Le 20 juillet 2016, le Soundflyer (version 2) a été testé par Patrice Radiguet lors d'un vol complet : du décollage à l'atterrissage. 45 minutes de « vol à l'ouïe » sans aucune aide de l'instructeur assis à ses côtés, seulement guidé par les directives sonores du dispositif. Patrice ayant la particularité d'être non-voyant, il a suivi les informations transmises automatiquement par ce dispositif pour gérer sa vitesse, son cap, corriger son altitude et se maintenir sur la pente d'approche, jusqu'à poser ses roues sur la piste.
Sensation étrange
« C'était étrange d'éprouver cette sensation de liberté mais aussi de devoir se conformer strictement aux informations transmises par l'appareil, sans le secours bienveillant d'une aide humaine ! », confie Patrice. Selon Thomas Baudin, gérant de l'entreprise SyNext qui a permis l'évolution de ce système, il s'agit d'une « première mondiale ». Ce président d'aéroclub a mis sa passion pour l'aviation et la créativité de sa société au service des « Mirauds volants », une association de pilotes aveugles et malvoyants fondée en 1999 par Patrice Radiguet. C'est avec l'aide de ses membres que SyNext a repris le développement de ce dispositif sonore et vocal de conduite de vol pour personnes handicapées de la vue, initialement imaginé par Thales.
Comment ça marche ?
Le principe est… simple ! A partir d'une centrale inertielle et d'un GPS, les données sont centralisées et traitées par un calculateur puis envoyées sous forme sonore et vocale dans le casque du pilote. Les variations d'assiette et d'inclinaison de l'aéronef enregistrées par le système sont codées sous forme de notes de musique, constituant une grammaire sonore spécifiquement étudiée pour le contexte aéronautique. Un clavier de commande placé sur la planchette de vol ou sur le volant permet au pilote d'obtenir des paramètres de vol en consultant son GPS, interrogeable par une synthèse vocale.
Un dispositif pour tous
« Je ne fais actuellement plus aucune différence entre mes élèves bien voyants et les mirauds ; les uns voient avec leurs yeux et les autres avec leurs oreilles, explique Habib, instructeur de vol. Mais dans l'un et l'autre cas, mon instruction est maintenant identique. ». La société SyNext industrialise ce prototype pour le proposer à tout pilote déficient visuel et poursuit l'amélioration des algorithmes pour rendre le plaisir de voler plus accessible.

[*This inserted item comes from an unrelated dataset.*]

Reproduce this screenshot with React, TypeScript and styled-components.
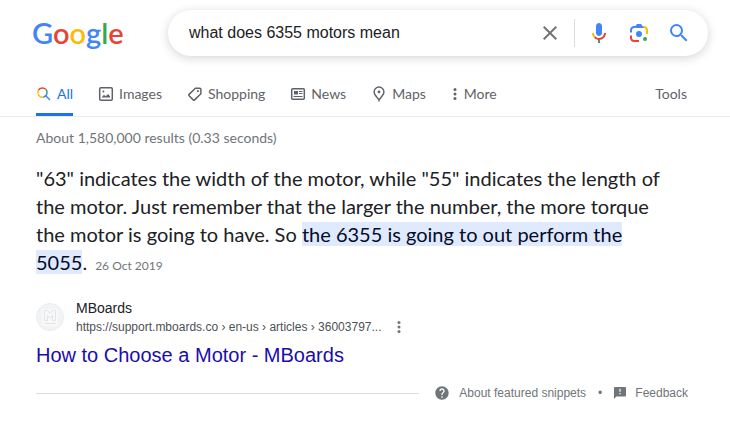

Et pourquoi pas à tous ? En effet, dans un futur très proche, cette technologie pourrait être utilisée par des pilotes « valides » pris dans des conditions difficiles : mauvais temps, atterrissage de nuit, posé d'hélicoptère dans la neige ou la poussière… Un vol à l'aveugle en somme !
Pilotes brevetés
Les « Mirauds volants » n'en sont pas à leur coup d'essai ! En effet, le 5 décembre 2016, cinq d'entre eux ont satisfait avec brio aux épreuves théoriques du brevet de Pilote privé (PPL-a), avec le concours de la Direction générale de l'aviation civile (DGAC) et de l'Institut aéronautique Jean Mermoz. Tout au long de l'année 2016, l'enseignement, les stages de préparation à cet examen et les modes d'évaluation et de contrôle des connaissances avaient été adaptés au handicap de ces pilotes « pas tout à fait comme les autres ». « Lorsqu'un avion passe au-dessus de votre tête, qui peut savoir s'il est piloté par une personne handicapée des membres inférieurs, porteuse d'un handicap visuel ou auditif ? Et pourtant, nous pilotons tous, désormais ! », conclut Patrice.
À noter dans vos agendas
Jeudi 27 et vendredi 28 avril 2017, à Montpellier : salon des métiers de l'aéronautique et de l'espace organisé par le rectorat de l'Hérault. Les Miraud volants seront présents avec un stand d'information et le simulateur de vol sonore et vocal Soundflyer.